* [Directions] Using the listing below, give again exactly the lines from the line with "Recreate this image" to the line with "export default App;", inclusive, without the pictures.
— START Materials provided —
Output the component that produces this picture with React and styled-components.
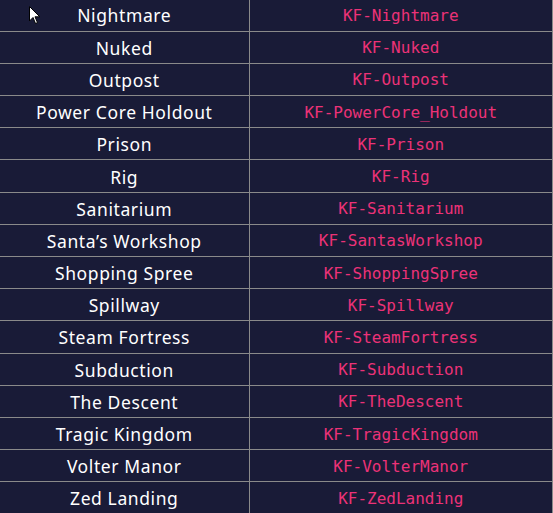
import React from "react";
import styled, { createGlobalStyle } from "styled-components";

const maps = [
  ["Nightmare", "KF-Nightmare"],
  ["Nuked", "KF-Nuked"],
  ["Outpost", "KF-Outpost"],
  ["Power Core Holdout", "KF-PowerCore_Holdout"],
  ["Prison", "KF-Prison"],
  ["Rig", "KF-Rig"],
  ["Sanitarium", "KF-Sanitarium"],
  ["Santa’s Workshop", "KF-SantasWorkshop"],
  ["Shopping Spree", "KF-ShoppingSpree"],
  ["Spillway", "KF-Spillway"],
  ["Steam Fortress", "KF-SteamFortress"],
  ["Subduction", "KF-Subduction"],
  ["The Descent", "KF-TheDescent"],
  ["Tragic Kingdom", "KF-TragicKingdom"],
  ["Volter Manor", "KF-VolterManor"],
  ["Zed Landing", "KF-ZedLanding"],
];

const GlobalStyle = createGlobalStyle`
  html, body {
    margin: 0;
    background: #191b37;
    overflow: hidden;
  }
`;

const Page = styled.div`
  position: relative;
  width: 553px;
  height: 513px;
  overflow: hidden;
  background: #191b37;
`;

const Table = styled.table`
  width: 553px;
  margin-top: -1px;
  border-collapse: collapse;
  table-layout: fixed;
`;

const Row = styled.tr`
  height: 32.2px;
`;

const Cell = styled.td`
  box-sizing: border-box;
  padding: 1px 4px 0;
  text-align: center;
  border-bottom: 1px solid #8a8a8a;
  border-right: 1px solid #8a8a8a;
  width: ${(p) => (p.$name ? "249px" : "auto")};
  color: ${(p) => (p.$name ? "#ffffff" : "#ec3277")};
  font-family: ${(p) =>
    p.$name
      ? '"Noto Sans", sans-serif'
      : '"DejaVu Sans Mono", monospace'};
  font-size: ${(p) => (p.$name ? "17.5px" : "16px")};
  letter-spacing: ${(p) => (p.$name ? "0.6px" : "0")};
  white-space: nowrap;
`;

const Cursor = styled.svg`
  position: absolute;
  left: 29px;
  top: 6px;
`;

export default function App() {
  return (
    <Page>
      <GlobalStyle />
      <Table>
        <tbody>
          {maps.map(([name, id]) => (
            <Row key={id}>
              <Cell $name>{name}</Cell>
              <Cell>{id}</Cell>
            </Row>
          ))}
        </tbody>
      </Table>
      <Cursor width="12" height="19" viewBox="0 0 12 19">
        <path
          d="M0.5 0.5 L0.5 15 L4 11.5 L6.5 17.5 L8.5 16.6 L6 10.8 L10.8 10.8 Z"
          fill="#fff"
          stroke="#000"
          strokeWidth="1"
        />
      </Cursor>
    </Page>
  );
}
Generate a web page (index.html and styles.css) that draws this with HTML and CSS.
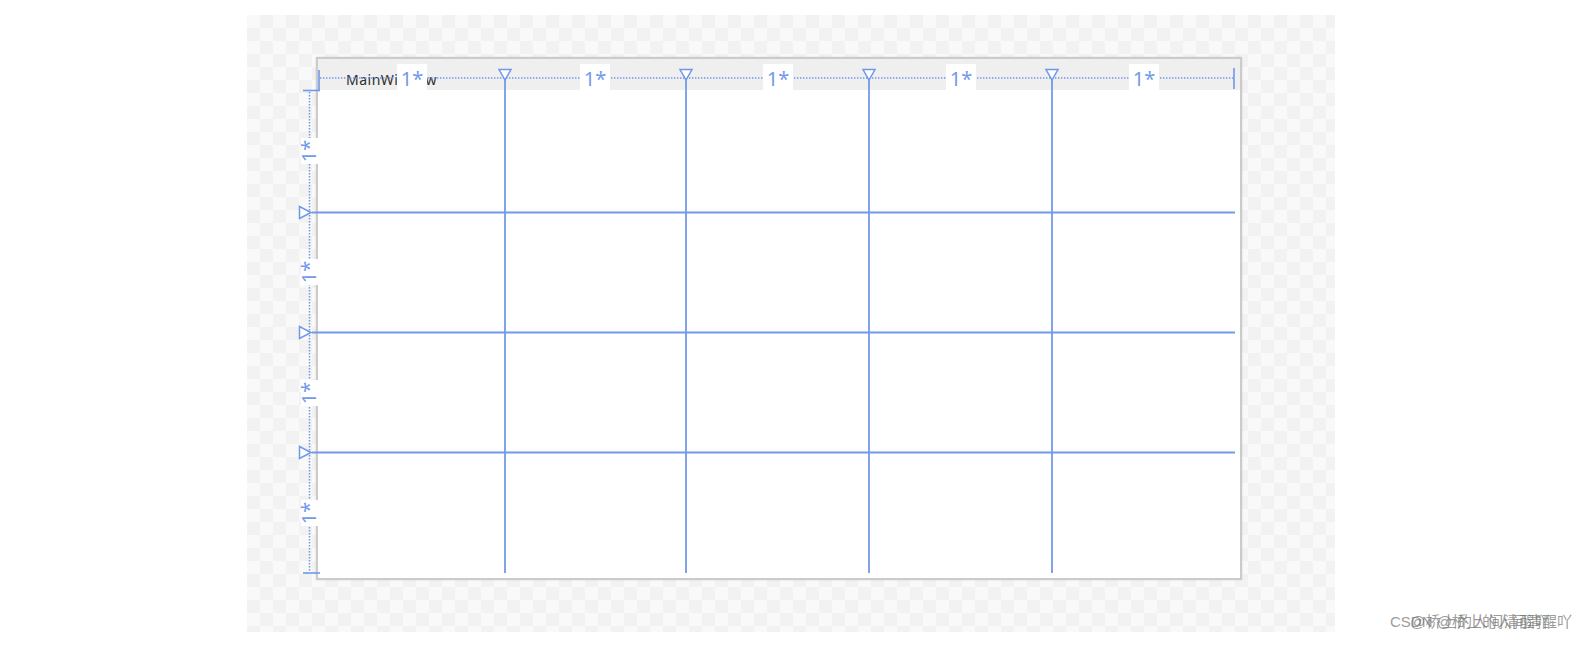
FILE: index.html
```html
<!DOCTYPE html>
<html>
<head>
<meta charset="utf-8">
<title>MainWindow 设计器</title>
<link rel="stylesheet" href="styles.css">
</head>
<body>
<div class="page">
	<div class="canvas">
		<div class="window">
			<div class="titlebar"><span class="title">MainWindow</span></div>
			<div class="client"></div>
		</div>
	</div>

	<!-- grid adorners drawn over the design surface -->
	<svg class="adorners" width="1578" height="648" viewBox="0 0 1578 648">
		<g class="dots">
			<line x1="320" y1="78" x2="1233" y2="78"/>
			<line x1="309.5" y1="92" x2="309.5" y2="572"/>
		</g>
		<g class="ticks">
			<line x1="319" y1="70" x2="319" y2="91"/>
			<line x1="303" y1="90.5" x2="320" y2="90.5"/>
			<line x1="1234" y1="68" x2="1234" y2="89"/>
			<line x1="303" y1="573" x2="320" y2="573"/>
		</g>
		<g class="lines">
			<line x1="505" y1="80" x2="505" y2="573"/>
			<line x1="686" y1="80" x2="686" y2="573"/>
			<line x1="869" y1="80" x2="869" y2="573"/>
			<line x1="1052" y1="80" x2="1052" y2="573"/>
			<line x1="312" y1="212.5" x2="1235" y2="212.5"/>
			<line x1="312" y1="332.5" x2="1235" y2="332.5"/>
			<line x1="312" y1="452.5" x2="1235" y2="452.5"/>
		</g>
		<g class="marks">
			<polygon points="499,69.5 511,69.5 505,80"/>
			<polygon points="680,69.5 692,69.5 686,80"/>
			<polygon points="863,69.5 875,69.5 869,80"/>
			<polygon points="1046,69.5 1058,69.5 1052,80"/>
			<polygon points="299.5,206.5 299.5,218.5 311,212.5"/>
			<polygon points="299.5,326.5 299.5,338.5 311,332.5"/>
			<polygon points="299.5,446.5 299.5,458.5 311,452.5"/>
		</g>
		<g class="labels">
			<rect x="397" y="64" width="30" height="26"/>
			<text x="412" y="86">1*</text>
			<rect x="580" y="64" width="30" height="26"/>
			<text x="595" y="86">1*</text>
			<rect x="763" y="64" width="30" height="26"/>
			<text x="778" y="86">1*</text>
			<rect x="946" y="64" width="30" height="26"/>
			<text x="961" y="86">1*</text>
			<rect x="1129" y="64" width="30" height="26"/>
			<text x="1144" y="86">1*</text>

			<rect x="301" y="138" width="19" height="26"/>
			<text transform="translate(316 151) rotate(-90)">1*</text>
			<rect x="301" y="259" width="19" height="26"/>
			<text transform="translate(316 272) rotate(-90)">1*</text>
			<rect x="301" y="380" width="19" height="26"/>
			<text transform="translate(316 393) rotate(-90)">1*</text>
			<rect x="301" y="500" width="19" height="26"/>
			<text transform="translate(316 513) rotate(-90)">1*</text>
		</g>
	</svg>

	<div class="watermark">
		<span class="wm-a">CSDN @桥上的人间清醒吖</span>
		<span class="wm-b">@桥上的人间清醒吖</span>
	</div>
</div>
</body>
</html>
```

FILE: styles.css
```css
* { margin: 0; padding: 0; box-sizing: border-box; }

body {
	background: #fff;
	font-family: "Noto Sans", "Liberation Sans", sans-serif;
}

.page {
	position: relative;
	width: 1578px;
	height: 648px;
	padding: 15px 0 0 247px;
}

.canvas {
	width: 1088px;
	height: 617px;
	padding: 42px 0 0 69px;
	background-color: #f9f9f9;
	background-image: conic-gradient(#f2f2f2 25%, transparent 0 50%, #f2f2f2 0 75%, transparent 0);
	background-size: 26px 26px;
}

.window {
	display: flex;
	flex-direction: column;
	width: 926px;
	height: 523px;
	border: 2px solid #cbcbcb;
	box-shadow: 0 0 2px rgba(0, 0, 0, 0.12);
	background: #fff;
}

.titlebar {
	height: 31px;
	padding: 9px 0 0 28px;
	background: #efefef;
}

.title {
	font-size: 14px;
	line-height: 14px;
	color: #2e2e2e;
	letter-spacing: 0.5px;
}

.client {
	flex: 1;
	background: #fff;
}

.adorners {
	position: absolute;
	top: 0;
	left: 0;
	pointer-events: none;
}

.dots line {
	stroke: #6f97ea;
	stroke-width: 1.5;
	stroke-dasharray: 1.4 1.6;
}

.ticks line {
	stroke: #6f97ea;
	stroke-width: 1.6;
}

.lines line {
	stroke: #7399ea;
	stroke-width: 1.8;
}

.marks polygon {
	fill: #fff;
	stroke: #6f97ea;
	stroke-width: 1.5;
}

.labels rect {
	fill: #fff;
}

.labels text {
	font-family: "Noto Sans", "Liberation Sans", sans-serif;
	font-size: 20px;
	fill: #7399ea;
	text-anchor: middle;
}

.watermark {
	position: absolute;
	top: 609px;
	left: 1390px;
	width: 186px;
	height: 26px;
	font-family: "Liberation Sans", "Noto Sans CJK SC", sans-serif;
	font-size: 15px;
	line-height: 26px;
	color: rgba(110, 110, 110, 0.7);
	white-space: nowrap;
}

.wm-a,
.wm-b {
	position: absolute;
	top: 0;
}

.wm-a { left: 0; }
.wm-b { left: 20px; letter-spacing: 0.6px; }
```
— END Materials provided —
— START Materials provided —
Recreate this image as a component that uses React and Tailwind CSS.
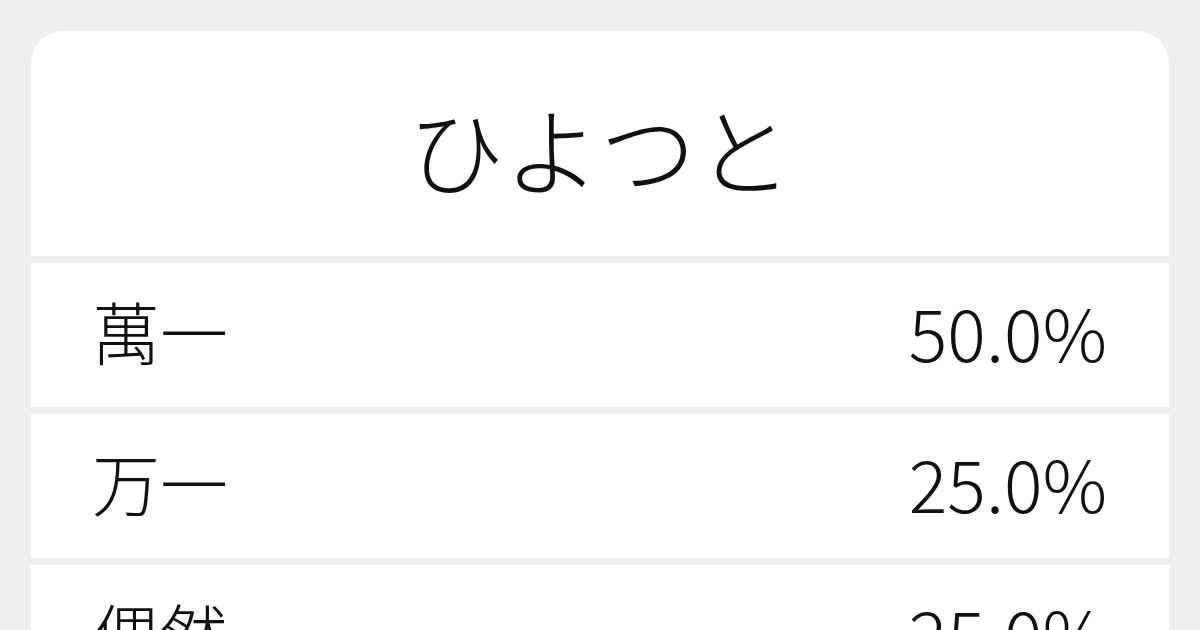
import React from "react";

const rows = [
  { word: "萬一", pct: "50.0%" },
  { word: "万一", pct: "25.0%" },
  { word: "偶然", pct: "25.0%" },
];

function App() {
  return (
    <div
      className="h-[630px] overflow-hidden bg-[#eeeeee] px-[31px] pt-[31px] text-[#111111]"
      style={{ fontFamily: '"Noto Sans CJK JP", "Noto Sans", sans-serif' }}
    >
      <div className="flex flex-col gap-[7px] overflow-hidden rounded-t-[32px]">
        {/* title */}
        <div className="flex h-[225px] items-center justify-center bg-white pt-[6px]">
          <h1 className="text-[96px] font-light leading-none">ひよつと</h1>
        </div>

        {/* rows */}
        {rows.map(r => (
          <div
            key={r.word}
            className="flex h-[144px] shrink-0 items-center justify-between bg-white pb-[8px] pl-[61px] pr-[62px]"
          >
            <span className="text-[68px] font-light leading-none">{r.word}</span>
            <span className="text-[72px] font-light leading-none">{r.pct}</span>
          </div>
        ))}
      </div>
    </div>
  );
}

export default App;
— END Materials provided —
* [Output of the task]
Recreate this image as a component that uses React and Tailwind CSS.
import React from "react";

const rows = [
  { word: "萬一", pct: "50.0%" },
  { word: "万一", pct: "25.0%" },
  { word: "偶然", pct: "25.0%" },
];

function App() {
  return (
    <div
      className="h-[630px] overflow-hidden bg-[#eeeeee] px-[31px] pt-[31px] text-[#111111]"
      style={{ fontFamily: '"Noto Sans CJK JP", "Noto Sans", sans-serif' }}
    >
      <div className="flex flex-col gap-[7px] overflow-hidden rounded-t-[32px]">
        {/* title */}
        <div className="flex h-[225px] items-center justify-center bg-white pt-[6px]">
          <h1 className="text-[96px] font-light leading-none">ひよつと</h1>
        </div>

        {/* rows */}
        {rows.map(r => (
          <div
            key={r.word}
            className="flex h-[144px] shrink-0 items-center justify-between bg-white pb-[8px] pl-[61px] pr-[62px]"
          >
            <span className="text-[68px] font-light leading-none">{r.word}</span>
            <span className="text-[72px] font-light leading-none">{r.pct}</span>
          </div>
        ))}
      </div>
    </div>
  );
}

export default App;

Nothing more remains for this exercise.